Kiedy za naszą wschodnią granicą trwa pełnoskalowa wojna, w Polsce uruchomiły się grupy ludzi, które twierdzą, że „to nie nasza wojna” i że należy przestać wspierać Ukrainę. Jest to bardzo dziwne i dosyć groźne podejście. Rosja od setek lat toczyła z nami wszelakie wojny, a następnie przyczyniła się do utraty przez nasze państwo niepodległości przy okazji zagrabiając sporą część naszych ziem. Nie wspominając o jej kolejnych mordach wymierzonych w naród polski w XX wieku. Rosja ze swojej natury nigdy nie potrafiła współistnieć ze swoimi sąsiadami, po prostu tych sąsiadów nie uznając. To nie tylko tyczy się przecież Ukrainy, ale nas. Państwa, które przez wieki konkurowało z Rosją o dominację w Europie środkowo-wschodniej. I myliłem się parę lat temu nawołując do możliwości normalnego prowadzenia polityki z Rosją, a także do tego, że powinniśmy szukać wspólnego języka i wspólnych interesów. Na dzień dzisiejszy, żadnych interesów wspólnych nie mamy i mieć nie będziemy. Rosja nigdy nie uzna jakichkolwiek interesów Polski.

Po raz pierwszy od dawien dawna, kiedy wybucha wojna w naszej części Europy, w którą zaangażowana jest Rosja – my w tej wojnie nie bierzemy udziału bezpośrednio. Pierwszy raz, to nie my przelewamy krew z imperialistycznymi celami Moskwy. Musimy zrozumieć, że tam na ukraińskich polach dochodzi do przelewu krwi, który dotyczy także nas. To tam odwieczny wróg naszej państwowości i istnienia naszego narodu może zostać osłabiony albo wręcz przeciwnie wzmocniony – co dla nas byłoby tragedią. Dziwi mnie więc, że „tylko” po 250 ostatnich latach naszej historii, znajdują się ludzie, którzy są przeciwni naszego zaangażowaniu we wsparcie naszych wschodnich sąsiadów. Doskonale wiemy, że jeżeli szłoby to w drugą stronę, Rosja nie miałaby dla nas żadnej litości. Mam nadzieję, że każdy z nas dobrze zdaje sobie z tego sprawę. Rosja w żadnym możliwym wypadku, jeżeli taka okazja by się nadarzyła, nie miałaby dla nas żadnego współczucia.

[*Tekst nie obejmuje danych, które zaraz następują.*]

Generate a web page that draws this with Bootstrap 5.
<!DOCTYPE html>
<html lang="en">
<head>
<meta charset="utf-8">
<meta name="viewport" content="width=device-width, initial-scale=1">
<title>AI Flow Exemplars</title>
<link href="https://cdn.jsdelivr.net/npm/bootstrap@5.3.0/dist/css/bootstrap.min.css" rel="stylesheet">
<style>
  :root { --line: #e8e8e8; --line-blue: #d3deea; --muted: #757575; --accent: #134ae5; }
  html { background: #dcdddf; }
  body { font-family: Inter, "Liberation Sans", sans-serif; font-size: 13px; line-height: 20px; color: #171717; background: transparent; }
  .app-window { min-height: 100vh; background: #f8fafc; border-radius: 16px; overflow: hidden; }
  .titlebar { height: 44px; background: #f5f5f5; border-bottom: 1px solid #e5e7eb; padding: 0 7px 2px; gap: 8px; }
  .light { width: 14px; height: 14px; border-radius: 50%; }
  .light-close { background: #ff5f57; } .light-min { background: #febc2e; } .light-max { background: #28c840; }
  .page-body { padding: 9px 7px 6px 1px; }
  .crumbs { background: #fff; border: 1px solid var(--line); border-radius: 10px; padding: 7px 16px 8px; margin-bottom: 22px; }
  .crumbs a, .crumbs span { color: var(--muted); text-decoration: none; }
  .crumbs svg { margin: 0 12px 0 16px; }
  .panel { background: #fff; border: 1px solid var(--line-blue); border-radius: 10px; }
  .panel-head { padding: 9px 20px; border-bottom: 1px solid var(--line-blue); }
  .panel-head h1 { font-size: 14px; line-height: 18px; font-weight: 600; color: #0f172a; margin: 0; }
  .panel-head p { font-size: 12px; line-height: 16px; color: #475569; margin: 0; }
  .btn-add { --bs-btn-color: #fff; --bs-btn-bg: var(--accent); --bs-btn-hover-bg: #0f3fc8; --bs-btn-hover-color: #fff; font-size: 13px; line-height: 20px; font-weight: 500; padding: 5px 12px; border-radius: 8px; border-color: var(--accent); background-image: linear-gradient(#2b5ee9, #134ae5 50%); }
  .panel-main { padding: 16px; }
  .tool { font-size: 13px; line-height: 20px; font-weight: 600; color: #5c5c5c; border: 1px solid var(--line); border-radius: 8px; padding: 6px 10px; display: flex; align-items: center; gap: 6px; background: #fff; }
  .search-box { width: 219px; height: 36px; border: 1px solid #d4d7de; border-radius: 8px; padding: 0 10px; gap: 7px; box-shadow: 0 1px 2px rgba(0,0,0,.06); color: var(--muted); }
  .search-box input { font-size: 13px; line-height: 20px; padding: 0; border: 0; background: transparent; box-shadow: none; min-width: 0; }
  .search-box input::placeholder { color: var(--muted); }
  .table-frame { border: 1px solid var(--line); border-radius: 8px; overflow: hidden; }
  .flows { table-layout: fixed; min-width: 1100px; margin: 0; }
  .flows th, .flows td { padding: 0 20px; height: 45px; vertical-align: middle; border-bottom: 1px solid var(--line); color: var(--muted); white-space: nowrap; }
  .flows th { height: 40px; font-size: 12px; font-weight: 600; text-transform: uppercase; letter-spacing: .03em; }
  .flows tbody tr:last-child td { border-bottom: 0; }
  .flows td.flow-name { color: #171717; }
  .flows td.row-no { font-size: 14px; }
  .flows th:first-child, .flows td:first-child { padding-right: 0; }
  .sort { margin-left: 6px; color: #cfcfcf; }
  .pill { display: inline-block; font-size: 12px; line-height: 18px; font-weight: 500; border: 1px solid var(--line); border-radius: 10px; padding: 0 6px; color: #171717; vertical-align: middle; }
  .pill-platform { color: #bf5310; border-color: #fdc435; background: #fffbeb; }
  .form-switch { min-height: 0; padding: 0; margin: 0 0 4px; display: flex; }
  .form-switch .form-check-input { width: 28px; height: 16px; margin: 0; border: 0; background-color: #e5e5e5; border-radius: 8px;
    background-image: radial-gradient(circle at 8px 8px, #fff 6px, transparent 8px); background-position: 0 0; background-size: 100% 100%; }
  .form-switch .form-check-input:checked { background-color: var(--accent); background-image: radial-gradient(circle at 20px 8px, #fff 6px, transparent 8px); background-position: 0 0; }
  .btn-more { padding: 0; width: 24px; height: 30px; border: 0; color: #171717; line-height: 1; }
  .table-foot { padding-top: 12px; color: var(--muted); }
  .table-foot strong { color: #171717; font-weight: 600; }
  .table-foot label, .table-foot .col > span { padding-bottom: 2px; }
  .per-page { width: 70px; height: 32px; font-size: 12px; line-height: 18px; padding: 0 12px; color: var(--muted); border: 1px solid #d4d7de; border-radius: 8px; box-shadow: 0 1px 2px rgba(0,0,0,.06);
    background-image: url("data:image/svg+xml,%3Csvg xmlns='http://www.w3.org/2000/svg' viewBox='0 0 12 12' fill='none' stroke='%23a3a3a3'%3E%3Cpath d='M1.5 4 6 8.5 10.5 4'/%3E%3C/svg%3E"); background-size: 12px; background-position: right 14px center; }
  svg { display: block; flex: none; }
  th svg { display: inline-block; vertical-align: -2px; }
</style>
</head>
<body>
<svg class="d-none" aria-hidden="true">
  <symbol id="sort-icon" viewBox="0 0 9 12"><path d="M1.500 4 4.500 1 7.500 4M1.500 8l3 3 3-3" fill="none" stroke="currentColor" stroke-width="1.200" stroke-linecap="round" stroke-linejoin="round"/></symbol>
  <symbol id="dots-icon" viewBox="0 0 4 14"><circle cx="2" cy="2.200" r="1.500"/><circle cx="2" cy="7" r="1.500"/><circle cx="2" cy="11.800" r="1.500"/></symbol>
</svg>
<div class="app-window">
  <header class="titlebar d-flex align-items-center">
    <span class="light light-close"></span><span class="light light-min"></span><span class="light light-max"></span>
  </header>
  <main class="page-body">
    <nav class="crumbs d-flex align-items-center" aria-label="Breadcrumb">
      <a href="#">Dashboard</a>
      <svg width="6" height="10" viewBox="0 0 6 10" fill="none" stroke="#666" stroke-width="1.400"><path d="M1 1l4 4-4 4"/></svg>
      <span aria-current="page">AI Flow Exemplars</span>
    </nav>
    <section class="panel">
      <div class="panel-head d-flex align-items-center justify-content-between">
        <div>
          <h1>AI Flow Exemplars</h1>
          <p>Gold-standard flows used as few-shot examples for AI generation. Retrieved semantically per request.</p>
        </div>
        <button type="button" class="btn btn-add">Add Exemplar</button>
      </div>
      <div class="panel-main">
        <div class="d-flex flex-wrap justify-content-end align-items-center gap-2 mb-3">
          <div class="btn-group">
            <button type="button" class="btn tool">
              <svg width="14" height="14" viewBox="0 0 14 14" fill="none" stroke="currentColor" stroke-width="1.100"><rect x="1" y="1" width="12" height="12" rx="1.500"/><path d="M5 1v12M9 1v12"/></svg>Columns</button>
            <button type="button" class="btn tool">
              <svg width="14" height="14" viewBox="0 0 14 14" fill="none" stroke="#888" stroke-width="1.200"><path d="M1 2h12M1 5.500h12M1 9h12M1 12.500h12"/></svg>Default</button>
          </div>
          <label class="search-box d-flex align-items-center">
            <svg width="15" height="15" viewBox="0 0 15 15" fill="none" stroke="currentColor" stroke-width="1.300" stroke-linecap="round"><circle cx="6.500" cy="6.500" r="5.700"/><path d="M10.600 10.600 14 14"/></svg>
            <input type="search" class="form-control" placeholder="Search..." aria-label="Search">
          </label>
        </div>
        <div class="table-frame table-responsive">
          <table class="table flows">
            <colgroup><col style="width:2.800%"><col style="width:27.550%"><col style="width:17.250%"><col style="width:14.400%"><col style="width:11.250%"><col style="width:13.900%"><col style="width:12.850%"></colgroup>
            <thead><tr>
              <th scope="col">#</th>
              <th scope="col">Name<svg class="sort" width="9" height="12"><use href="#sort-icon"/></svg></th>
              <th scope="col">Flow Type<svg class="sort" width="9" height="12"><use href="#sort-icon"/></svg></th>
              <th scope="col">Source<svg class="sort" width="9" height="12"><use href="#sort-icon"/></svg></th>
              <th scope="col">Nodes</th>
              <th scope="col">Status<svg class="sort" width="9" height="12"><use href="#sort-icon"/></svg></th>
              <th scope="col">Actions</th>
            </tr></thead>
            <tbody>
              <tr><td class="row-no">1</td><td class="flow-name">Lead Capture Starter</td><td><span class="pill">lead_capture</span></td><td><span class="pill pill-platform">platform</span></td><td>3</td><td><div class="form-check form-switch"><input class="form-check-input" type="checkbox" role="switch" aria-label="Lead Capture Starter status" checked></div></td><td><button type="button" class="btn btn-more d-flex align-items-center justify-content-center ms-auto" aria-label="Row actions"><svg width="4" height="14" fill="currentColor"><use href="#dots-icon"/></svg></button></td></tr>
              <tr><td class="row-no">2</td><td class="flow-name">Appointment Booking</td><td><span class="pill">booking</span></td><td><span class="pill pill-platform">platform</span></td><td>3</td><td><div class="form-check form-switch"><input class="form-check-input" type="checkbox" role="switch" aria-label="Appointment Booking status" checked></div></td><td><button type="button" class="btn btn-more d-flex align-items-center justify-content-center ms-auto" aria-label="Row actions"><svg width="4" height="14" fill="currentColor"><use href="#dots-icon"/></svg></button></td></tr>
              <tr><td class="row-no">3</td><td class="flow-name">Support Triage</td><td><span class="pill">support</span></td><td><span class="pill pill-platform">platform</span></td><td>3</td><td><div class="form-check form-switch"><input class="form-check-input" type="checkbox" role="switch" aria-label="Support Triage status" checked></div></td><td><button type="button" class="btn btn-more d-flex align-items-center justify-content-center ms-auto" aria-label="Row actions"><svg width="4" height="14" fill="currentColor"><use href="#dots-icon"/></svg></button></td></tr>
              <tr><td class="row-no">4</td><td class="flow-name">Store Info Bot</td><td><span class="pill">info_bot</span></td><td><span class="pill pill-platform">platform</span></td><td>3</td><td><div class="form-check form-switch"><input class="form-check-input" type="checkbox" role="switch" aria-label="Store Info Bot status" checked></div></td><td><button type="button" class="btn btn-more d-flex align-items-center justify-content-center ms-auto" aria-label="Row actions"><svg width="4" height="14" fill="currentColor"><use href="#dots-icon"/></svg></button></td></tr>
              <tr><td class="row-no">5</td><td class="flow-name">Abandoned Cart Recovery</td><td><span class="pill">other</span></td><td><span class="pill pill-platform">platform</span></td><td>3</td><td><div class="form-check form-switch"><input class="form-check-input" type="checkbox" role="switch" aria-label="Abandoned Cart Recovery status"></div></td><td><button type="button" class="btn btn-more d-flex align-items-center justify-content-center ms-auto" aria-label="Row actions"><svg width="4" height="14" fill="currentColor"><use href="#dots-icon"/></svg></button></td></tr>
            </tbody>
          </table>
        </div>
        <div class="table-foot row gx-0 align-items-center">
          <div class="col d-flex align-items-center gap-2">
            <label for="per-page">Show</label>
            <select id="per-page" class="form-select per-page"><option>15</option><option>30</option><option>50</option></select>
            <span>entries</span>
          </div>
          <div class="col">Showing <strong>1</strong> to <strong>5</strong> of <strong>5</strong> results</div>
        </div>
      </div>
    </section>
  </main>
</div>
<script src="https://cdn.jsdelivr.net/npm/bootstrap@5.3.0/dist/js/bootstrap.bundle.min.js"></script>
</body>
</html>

Jasno trzeba powiedzieć, że zwycięstwo Ukrainy i maksymalne osłabienie Rosji leży w naszym interesie. Osłabiona Rosja to spokój naszych granic. Porażka Ukrainy oznacza wpadnięcie w objęcia tego kraju w ramiona Rosji, co dla naszego państwa, byłoby ogromnym zagrożeniem. Oczy Moskwy zawsze będą zerkać na Warszawę. Wysyłanie przez nas czołgów i różnego rodzaju sprzętu plus organizowanie innych państw do robienia tego samego to dla nas olbrzymie historyczne wyzwanie, ale także historyczna okazja. To jest nasz kierunek polityki zagranicznej jaki musimy obrać – osłabienie państwa rosyjskiego. Upadła niegdyś wielka Rzeczpospolita, upaść może i Rosja.

Przez dziesiątki lat Rosja grabiła nasze ziemie, zabijała naszych ludzi, okradała nas z naszych dóbr narodowych. Dzisiejsza polityka państwa polskiego, to nie jest niespodzianka. To raczej kontynuacja kierunku naszej wiekowej polityki zagranicznej, wymierzonej w obronę przeciwko Rosji. Tu nie chodzi o żaden „atlantycki” porządek, ideologię demoliberalną, nacjonalizm. Tu chodzi o istnienie państwa polskiego w ogóle. Państwa, którego Rosja z chęcią by na mapie nie widziała. Jestem przekonany, że pokolenia żyjące pod rosyjskim butem lat 1795-1918 absolutnie popierałaby politykę obraną przez współczesne państwo polskie. Ale także ich następcy z II RP i poprzednicy z I RP. Taki jest los dziejów w naszym położeniu geograficznym. Agresywna i imperialna Rosja to zagrożenie dla narodu i państwa polskiego.

Nie ma czegoś takiego jak „to nie nasza wojna” w naszej części Europy. Nasza historia wielkich zwycięstw i klęsk to pokazuje. Nie mamy dziś innego wyjścia, niż to, żeby wysyłać nasz sprzęt i wspierać Ukraińców w ich walce. Tam teraz toczą się walki o spokój w Europie Środkowo-Wschodniej i o osłabienie państwa rosyjskiego. Trzymajmy kciuki za porażkę Rosji i jej upadek!